::: DATA SHOWN

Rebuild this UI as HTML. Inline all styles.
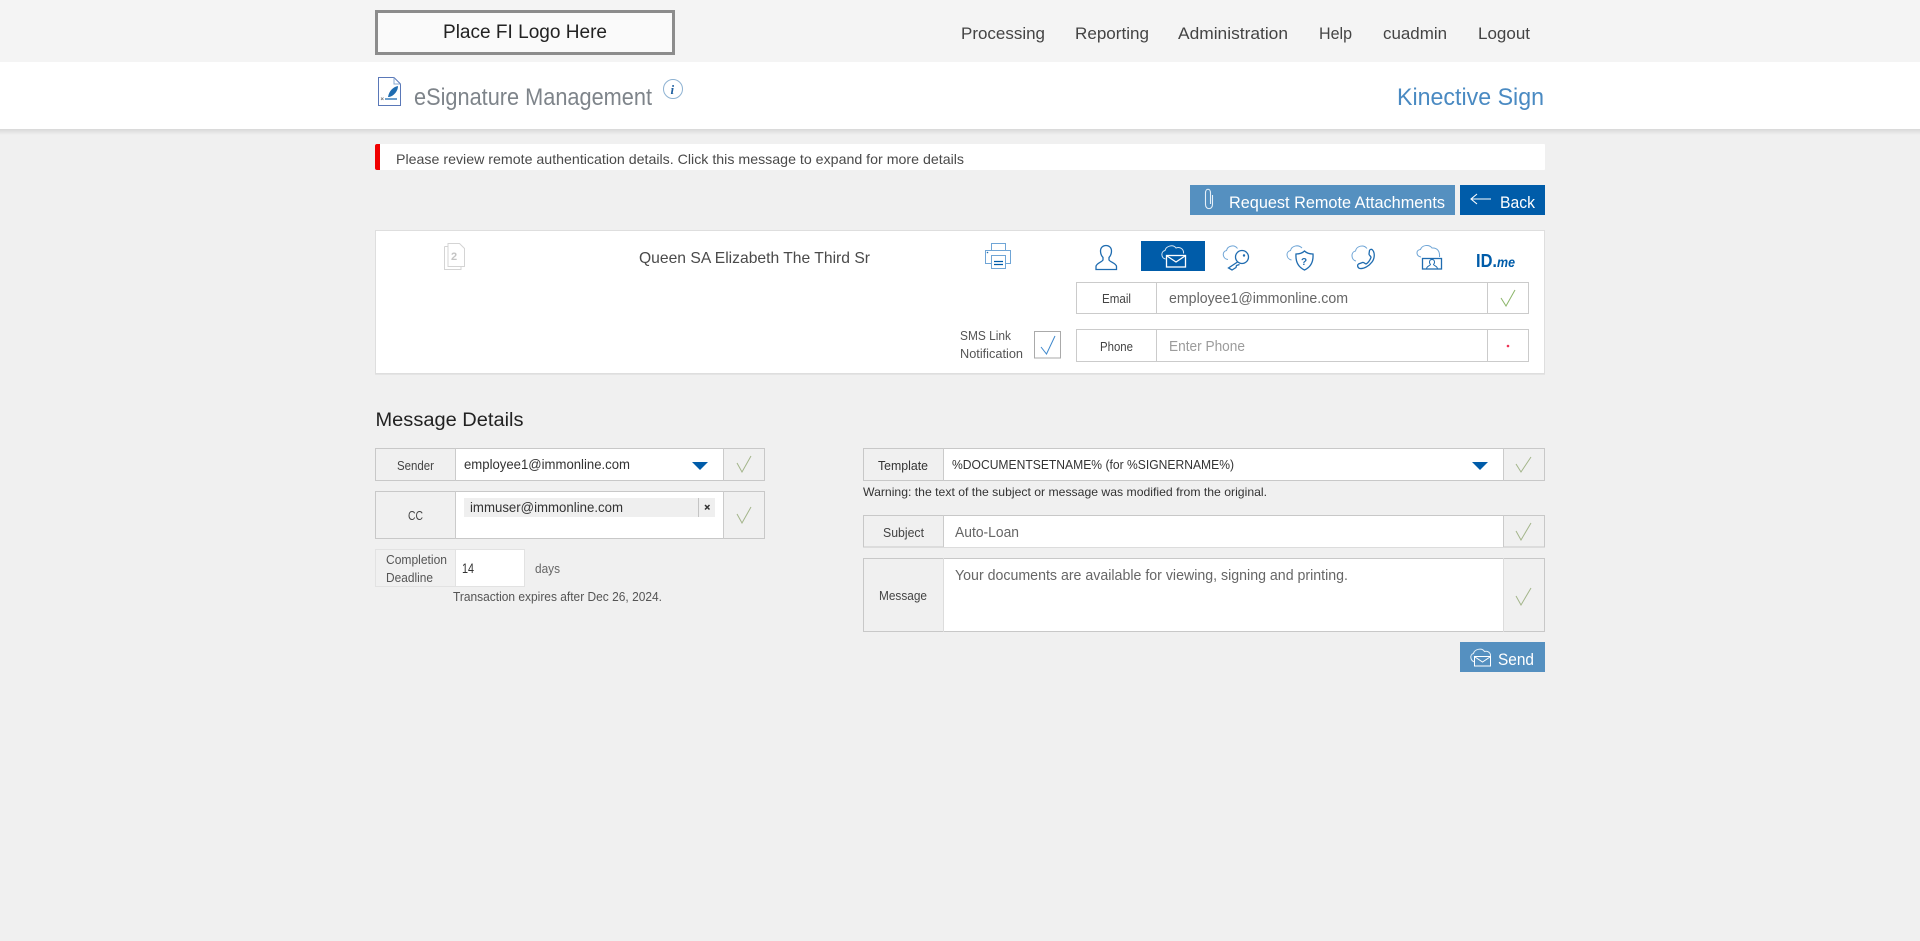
<!DOCTYPE html>
<html lang="en">
<head>
<meta charset="utf-8">
<title>eSignature Management</title>
<style>
html,body{margin:0;padding:0;width:1920px;height:941px;overflow:hidden;background:#f0f0f0}
svg{display:block;position:absolute;left:0;top:0}
text{font-family:"Liberation Sans",sans-serif;white-space:pre}
.i{fill:none;stroke:#1f6cb0;stroke-width:1.3}
.c{fill:none;stroke:#6fa5d6;stroke-width:1}
.l{fill:none;stroke:#cbcbcb;stroke-width:1}
.n{font-size:16.5px;fill:#444}
.lb{font-size:12.5px;fill:#444}
.v{font-size:14.5px;fill:#666}
.ck{fill:none;stroke:#a3b58a;stroke-width:1}
</style>
</head>
<body>
<svg width="1920" height="941" viewBox="0 0 1920 941" xmlns="http://www.w3.org/2000/svg">
<defs>
<linearGradient id="sh" x1="0" y1="0" x2="0" y2="1"><stop offset="0" stop-color="#d8d8d8"/><stop offset="1" stop-color="#f0f0f0"/></linearGradient>
</defs>
<rect width="1920" height="941" fill="#f0f0f0"/>

<!-- top bar -->
<rect width="1920" height="62" fill="#f4f4f4"/>
<rect x="376.500" y="11.500" width="297" height="42" fill="#fafafa" stroke="#8c8c8c" stroke-width="3"/>
<text x="443" y="38" font-size="19" fill="#222" textLength="164" lengthAdjust="spacingAndGlyphs">Place FI Logo Here</text>
<text class="n" x="961" y="39" textLength="84" lengthAdjust="spacingAndGlyphs">Processing</text>
<text class="n" x="1075" y="39" textLength="74" lengthAdjust="spacingAndGlyphs">Reporting</text>
<text class="n" x="1178" y="39" textLength="110" lengthAdjust="spacingAndGlyphs">Administration</text>
<text class="n" x="1319" y="39" textLength="33" lengthAdjust="spacingAndGlyphs">Help</text>
<text class="n" x="1383" y="39" textLength="64" lengthAdjust="spacingAndGlyphs">cuadmin</text>
<text class="n" x="1478" y="39" textLength="52" lengthAdjust="spacingAndGlyphs">Logout</text>

<!-- title band -->
<rect y="129" width="1920" height="6" fill="url(#sh)"/>
<rect y="62" width="1920" height="67" fill="#fff"/>
<path d="M378.500 77.500H394L400.500 84V105.500H378.500Z" fill="none" stroke="#5a78b8" stroke-width="1"/>
<path d="M394 77.500V84H400.500" fill="none" stroke="#8aa8d0" stroke-width="1"/>
<path d="M388 97C389 91 393 87 398 86C398 91 394 96 389 97Z" fill="#1f6cb0"/>
<path d="M385 99H397" stroke="#1f6cb0" stroke-width="1.300"/>
<path d="M381 97.500L383.500 100M383.500 97.500L381 100" stroke="#777" stroke-width=".8"/>
<text x="414" y="105" font-size="24" fill="#7e848a" textLength="238" lengthAdjust="spacingAndGlyphs">eSignature Management</text>
<circle cx="673" cy="89" r="9.500" fill="none" stroke="#8eb2d2" stroke-width="1"/>
<text x="670.500" y="94" font-size="13" font-weight="bold" font-style="italic" fill="#1f5f9f" style="font-family:'Liberation Serif',serif">i</text>
<text x="1397" y="105" font-size="24" fill="#4a8ac2" textLength="147" lengthAdjust="spacingAndGlyphs">Kinective Sign</text>

<!-- alert -->
<rect x="375" y="144" width="1170" height="26" rx="1" fill="#fff"/>
<path d="M377 144H380V170H377Q375 170 375 168V146Q375 144 377 144Z" fill="#f00000"/>
<text x="396" y="164" font-size="14" fill="#4a4a4a" textLength="568" lengthAdjust="spacingAndGlyphs">Please review remote authentication details. Click this message to expand for more details</text>

<!-- action buttons -->
<rect x="1190" y="185" width="265" height="30" fill="#5590c0"/>
<path d="M1212.500 195V204.500C1212.500 210 1205.500 210 1205.500 204.500V193C1205.500 188 1210.500 188 1210.500 193V204" fill="none" stroke="#e6f0f8" stroke-width="1.100"/>
<text x="1229" y="208" font-size="17" fill="#fff" textLength="216" lengthAdjust="spacingAndGlyphs">Request Remote Attachments</text>
<rect x="1460" y="185" width="85" height="30" fill="#005ca9"/>
<path d="M1491 199H1471M1477 194L1471 199L1477 204" fill="none" stroke="#fff" stroke-width="1.100"/>
<text x="1500" y="208" font-size="17" fill="#fff" textLength="35" lengthAdjust="spacingAndGlyphs">Back</text>

<!-- signer card -->
<rect x="375.500" y="230.500" width="1169" height="143" fill="#fff" stroke="#dedede"/>
<path d="M375 374.500H1545" stroke="#e4e4e4"/>
<path d="M444.500 246.500H448M448 243.500H459.500L464.500 248.500V266.500H448Z" fill="#fff" stroke="#d4d4d4"/>
<path d="M444.500 246.500V269.500H461V266.500" fill="none" stroke="#d4d4d4"/>
<text x="451" y="260" font-size="11" font-weight="bold" fill="#c4c4c4">2</text>
<text x="639" y="263" font-size="16" fill="#4a4a4a" textLength="231" lengthAdjust="spacingAndGlyphs">Queen SA Elizabeth The Third Sr</text>

<path d="M991.500 250.500V243.500H1005.500V250.500" fill="none" stroke="#6fa5d6"/>
<path d="M991 263.500H985.500V250.500H1010.500V263.500H1005" fill="none" stroke="#6fa5d6"/>
<rect x="991.500" y="255.500" width="14" height="13" fill="#fff" stroke="#6fa5d6"/>
<path d="M994 261.500H1003M994 264.500H1003" stroke="#005ca9" stroke-width="1.200"/>
<circle cx="987.500" cy="252.500" r=".8" fill="#1f6cb0"/>

<!-- auth tabs -->
<path class="i" d="M1096 269.500H1116.500V266.500C1116.500 263.500 1110 262 1109 260V257.500C1111 255.500 1111.500 253 1111.500 251C1111.500 247.500 1109 245.500 1106 245.500C1103 245.500 1100.500 247.500 1100.500 251C1100.500 253 1101 255.500 1103 257.500V260C1102 262 1096 263.500 1096 266.500Z"/>

<rect x="1141" y="241" width="64" height="30" fill="#005ca9"/>
<path d="M1165.500 259C1161 258 1160.500 251.500 1165 250.500C1166 246 1173 244 1176 248C1180 246.500 1184 249 1183.500 253.500" fill="none" stroke="#d8e6f2" stroke-width="1"/>
<rect x="1166.500" y="255.500" width="19" height="11.500" fill="#005ca9" stroke="#fff" stroke-width="1.300"/>
<path d="M1167 256L1176 262L1185 256" fill="none" stroke="#fff" stroke-width="1.300"/>

<path class="c" d="M1228 259.500C1222.500 259 1221.500 251.500 1226.500 250.500C1227.500 246 1234 244 1237.500 248.500"/>
<circle class="i" cx="1242" cy="257" r="6.500"/>
<circle cx="1244" cy="255.500" r="1.200" fill="#1f6cb0"/>
<path class="i" d="M1237.500 262L1228.500 268L1232 270L1236 267.500L1236.500 265.500L1239.500 264.500"/>

<path class="c" d="M1291.500 260C1286 259 1285.500 251.500 1290.500 250.500C1291.500 246 1298 244 1302 248"/>
<path class="i" d="M1304.500 251C1307 253.500 1310 254 1313 254C1313.500 261 1311 267 1304.500 270C1298 267 1295.500 261 1296 254C1299 254 1302 253.500 1304.500 251Z"/>
<text x="1301" y="265" font-size="10" font-weight="bold" fill="#1f6cb0">?</text>

<path class="c" d="M1356 261C1351 260 1350.500 252 1355.500 251C1356.500 246 1363.500 244 1367 248.500"/>
<path class="i" d="M1372 249.500C1375 252 1375 258 1372 262C1369 266 1364 269 1360 268.500C1357.500 268 1357 265 1358.500 264L1362.500 262.500C1364 262 1365 264 1366 264C1368 263 1370 260 1371 257.500C1371 256 1369 255.500 1369 254L1369.500 250.500C1370 249.500 1371 249 1372 249.500Z"/>

<path class="c" d="M1421 257C1416 256 1415.500 250 1420.500 249.500C1422 245 1429 244 1432 248C1437 247.500 1440 251 1439.500 257"/>
<rect x="1422.500" y="258.500" width="19" height="10.500" fill="#fff" stroke="#1f6cb0" stroke-width="1.300"/>
<path d="M1426.500 269C1426.500 266 1430 266 1430.500 264.500C1429 263 1429 259.500 1432 259.500C1435 259.500 1435 263 1433.500 264.500C1434 266 1437.500 266 1437.500 269" fill="none" stroke="#1f6cb0" stroke-width="1"/>

<text x="1476" y="267" font-size="18" font-weight="bold" fill="#005ca9" textLength="21" lengthAdjust="spacingAndGlyphs">ID.</text>
<text x="1497" y="267" font-size="14" font-weight="bold" font-style="italic" fill="#005ca9" textLength="18" lengthAdjust="spacingAndGlyphs">me</text>

<!-- email + phone -->
<rect class="l" x="1076.500" y="282.500" width="452" height="31"/>
<path class="l" d="M1156.500 282V314M1487.500 282V314"/>
<text class="lb" x="1102" y="303" textLength="29" lengthAdjust="spacingAndGlyphs">Email</text>
<text class="v" x="1169" y="303" textLength="179" lengthAdjust="spacingAndGlyphs">employee1@immonline.com</text>
<path d="M1501 298L1506 306L1515 290" fill="none" stroke="#8cb66a" stroke-width="1"/>
<rect class="l" x="1076.500" y="329.500" width="452" height="32"/>
<path class="l" d="M1156.500 329V362M1487.500 329V362"/>
<text class="lb" x="1100" y="351" textLength="33" lengthAdjust="spacingAndGlyphs">Phone</text>
<text class="v" x="1169" y="351" textLength="76" lengthAdjust="spacingAndGlyphs" style="fill:#9c9c9c">Enter Phone</text>
<circle cx="1508" cy="346" r="1.300" fill="#ee3355"/>

<text class="lb" x="960" y="340" textLength="51" lengthAdjust="spacingAndGlyphs" style="fill:#555">SMS Link</text>
<text class="lb" x="960" y="358" textLength="63" lengthAdjust="spacingAndGlyphs" style="fill:#555">Notification</text>
<rect x="1034.500" y="331.500" width="26" height="26.500" fill="#fff" stroke="#aaa"/>
<path d="M1041 347L1046.500 354L1055 336" fill="none" stroke="#3f88cc" stroke-width="1"/>

<!-- Message Details -->
<text x="375.500" y="426" font-size="19" fill="#222" textLength="148" lengthAdjust="spacingAndGlyphs">Message Details</text>

<rect x="375.500" y="448.500" width="389" height="32" fill="#f0f0f0" stroke="#c8c8c8"/>
<rect x="455" y="449" width="268" height="31" fill="#fff"/>
<path class="l" d="M455.500 448V481M723.500 448V481"/>
<text class="lb" x="397" y="470" textLength="37" lengthAdjust="spacingAndGlyphs">Sender</text>
<text x="464" y="469" font-size="14" fill="#333" textLength="166" lengthAdjust="spacingAndGlyphs">employee1@immonline.com</text>
<path d="M692 462H708L700 470Z" fill="#005ca9"/>
<path class="ck" d="M737 463L742 472L751 456"/>

<rect x="375.500" y="491.500" width="389" height="47" fill="#f0f0f0" stroke="#c8c8c8"/>
<rect x="455" y="492" width="268" height="46" fill="#fff"/>
<path class="l" d="M455.500 491V539M723.500 491V539"/>
<text class="lb" x="408" y="520" textLength="15" lengthAdjust="spacingAndGlyphs">CC</text>
<rect x="464" y="498" width="251" height="19" fill="#efefef"/>
<path d="M698.500 498V517" stroke="#c4c4c4"/>
<text x="470" y="512" font-size="14" fill="#333" textLength="153" lengthAdjust="spacingAndGlyphs">immuser@immonline.com</text>
<path d="M705 505L709.500 509.500M709.500 505L705 509.500" stroke="#333" stroke-width="1.500"/>
<path class="ck" d="M737 514L742 523L751 507"/>

<rect x="375.500" y="549.500" width="149" height="37" fill="#f0f0f0" stroke="#e2e2e2"/>
<rect x="455" y="550" width="69" height="36" fill="#fff"/>
<path d="M455.500 549V587" stroke="#e2e2e2"/>
<text class="lb" x="386" y="564" textLength="61" lengthAdjust="spacingAndGlyphs" style="fill:#555">Completion</text>
<text class="lb" x="386" y="582" textLength="47" lengthAdjust="spacingAndGlyphs" style="fill:#555">Deadline</text>
<text x="462" y="573" font-size="14" fill="#333" textLength="12" lengthAdjust="spacingAndGlyphs">14</text>
<text x="535" y="573" font-size="13" fill="#666" textLength="25" lengthAdjust="spacingAndGlyphs">days</text>
<text x="453" y="601" font-size="12.500" fill="#555" textLength="209" lengthAdjust="spacingAndGlyphs">Transaction expires after Dec 26, 2024.</text>

<!-- right column -->
<rect x="863.500" y="448.500" width="681" height="32" fill="#f0f0f0" stroke="#c8c8c8"/>
<rect x="943" y="449" width="560" height="31" fill="#fff"/>
<path class="l" d="M943.500 448V481M1503.500 448V481"/>
<text class="lb" x="878" y="470" textLength="50" lengthAdjust="spacingAndGlyphs" style="fill:#333">Template</text>
<text x="952" y="469" font-size="13" fill="#333" textLength="282" lengthAdjust="spacingAndGlyphs">%DOCUMENTSETNAME% (for %SIGNERNAME%)</text>
<path d="M1472 462H1488L1480 470Z" fill="#005ca9"/>
<path class="ck" d="M1516 464L1521 472L1531 457"/>
<text x="863" y="496" font-size="12" fill="#333" textLength="404" lengthAdjust="spacingAndGlyphs">Warning: the text of the subject or message was modified from the original.</text>

<rect x="863.500" y="515.500" width="681" height="31.500" fill="#f0f0f0" stroke="#c8c8c8"/>
<rect x="944" y="516" width="559" height="31" fill="#fff"/>
<path class="l" d="M943.500 515V547M1503.500 515V547"/>
<text class="lb" x="883" y="537" textLength="41" lengthAdjust="spacingAndGlyphs">Subject</text>
<text class="v" x="955" y="537" textLength="64" lengthAdjust="spacingAndGlyphs">Auto-Loan</text>
<path class="ck" d="M1516 531L1521 540L1531 523"/>

<rect x="863.500" y="558.500" width="681" height="73" fill="#f0f0f0" stroke="#c8c8c8"/>
<rect x="944" y="559" width="559" height="72" fill="#fff"/>
<path class="l" d="M943.500 558V632M1503.500 558V632" style="stroke:#dcdcdc"/>
<text class="lb" x="879" y="600" textLength="48" lengthAdjust="spacingAndGlyphs">Message</text>
<text class="v" x="955" y="580" textLength="393" lengthAdjust="spacingAndGlyphs">Your documents are available for viewing, signing and printing.</text>
<path class="ck" d="M1516 596L1521 605L1531 588"/>

<rect x="1460" y="642" width="85" height="30" fill="#5590c0"/>
<path d="M1475 662C1470 661 1469.500 654.500 1473.500 653.500C1474.500 649 1482 647.500 1484.500 651.500C1488 650.500 1491 653 1490.500 656.500" fill="none" stroke="#e6f0f8" stroke-width="1"/>
<rect x="1474.500" y="656.500" width="16" height="9.500" fill="#5590c0" stroke="#fff" stroke-width="1"/>
<path d="M1475 657L1482.500 662L1490 657" fill="none" stroke="#fff" stroke-width="1"/>
<text x="1498" y="665" font-size="17" fill="#fff" textLength="36" lengthAdjust="spacingAndGlyphs">Send</text>
</svg>
</body>
</html>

::::::

## OBJECTIVE
Select every line in the material above where the string "this" occurs, and copy it.

## TASK OUTPUT
Rebuild this UI as HTML. Inline all styles.
<text x="396" y="164" font-size="14" fill="#4a4a4a" textLength="568" lengthAdjust="spacingAndGlyphs">Please review remote authentication details. Click this message to expand for more details</text>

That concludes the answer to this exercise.